Sent from my iPhone using PlumbingZone


----------



## rjbphd (Feb 5, 2010)

Wow, that's a lot of PVC piping and fittings you used for that in first picture of boiler!... just razzing ya, nice job!


----------



## Plumber (Jan 18, 2009)

newyorkcity said:


> Since we are talking about and criticizing steam boiler installations, it's put up or shut up time, IMO. Here is mine.
> Out of respect for SunnyDaRench, I am starting a new thread for mine:
> *We have to install two low water cutoffs, that is why you see the additional one. Also, the orientation of the pigtails make no difference now with non mercury activated pressuretrols.
> I did a drop header on this one.
> ...


Did you do physically---as in hands-on-getting-dirty--do all this or a boiler tech that you employ do all this?


----------



## newyorkcity (Nov 25, 2010)

Plumber said:


> Did you do physically---as in hands-on-getting-dirty--do all this or a boiler tech that you employ do all this?

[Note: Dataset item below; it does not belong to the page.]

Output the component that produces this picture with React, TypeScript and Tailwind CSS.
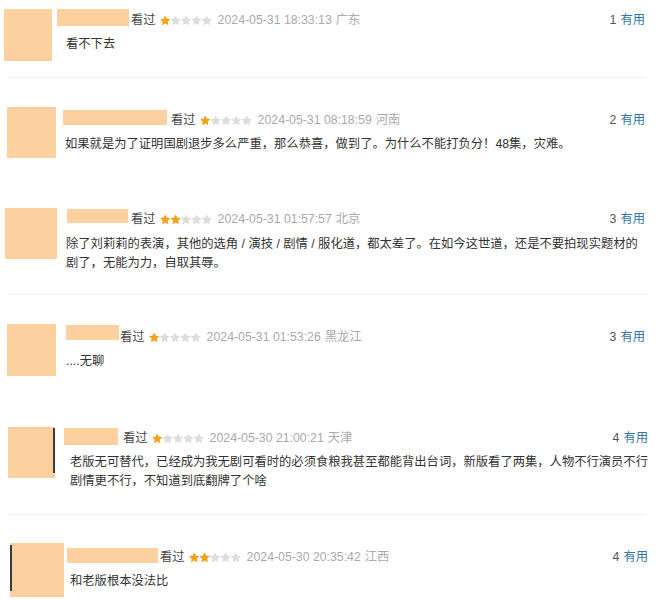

Good question. For better or worse, I personally did the physical work for all 3 of those boilers from splitting the sections of the old ones apart, to measuring the old radiators to figure out the EDR ,(1st boiler only-the others were emergencies) , to sliding the new boiler blocks (assembled sections) down the stairs on 2x4s with rope, to piping and wiring the boiler, and skimming. I should be in a position to delegate all of these tasks at this point, but I am not. I enjoy doing boilers, though. My guys help with the muscle, but they haven't learned how to do the near boiler piping, wiring, and the details to make a boiler legal here. Even the muscle I feel more comfortable being the guy bearing the weight of the boiler down the steps.


----------



## SunnyDaRench (Apr 2, 2014)

Everything looks great, I just like to use double swings on my weil mclains especially, I will take more pics this heating season, lol lets hope this season is busy just as the last winter was here in nyc!!


----------



## newyorkcity (Nov 25, 2010)

SunnyDaRench said:


> Everything looks great, I just like to use double swings on my weil mclains especially, I will take more pics this heating season, lol lets hope this season is busy just as the last winter was here in nyc!!


Thank you. I was speaking to another licensed plumber, and he brought up a good point - that you can't do a commercial boiler for under 12K with all of the requirements of the 2008 boiler code.


----------



## SunnyDaRench (Apr 2, 2014)

newyorkcity said:


> Thank you. I was speaking to another licensed plumber, and he brought up a good point - that you can't do a commercial boiler for under 12K with all of the requirements of the 2008 boiler code.


Your absolutely right, I wish all nyc plumbers would think like us, we would be rich, to many low ballers running around, but you get what you pay for, and in thankful most of my customer believe that!


----------



## MootsNYC (Dec 19, 2013)

Good job, Clean work.


----------



## budders (May 19, 2013)

Nice job sir


----------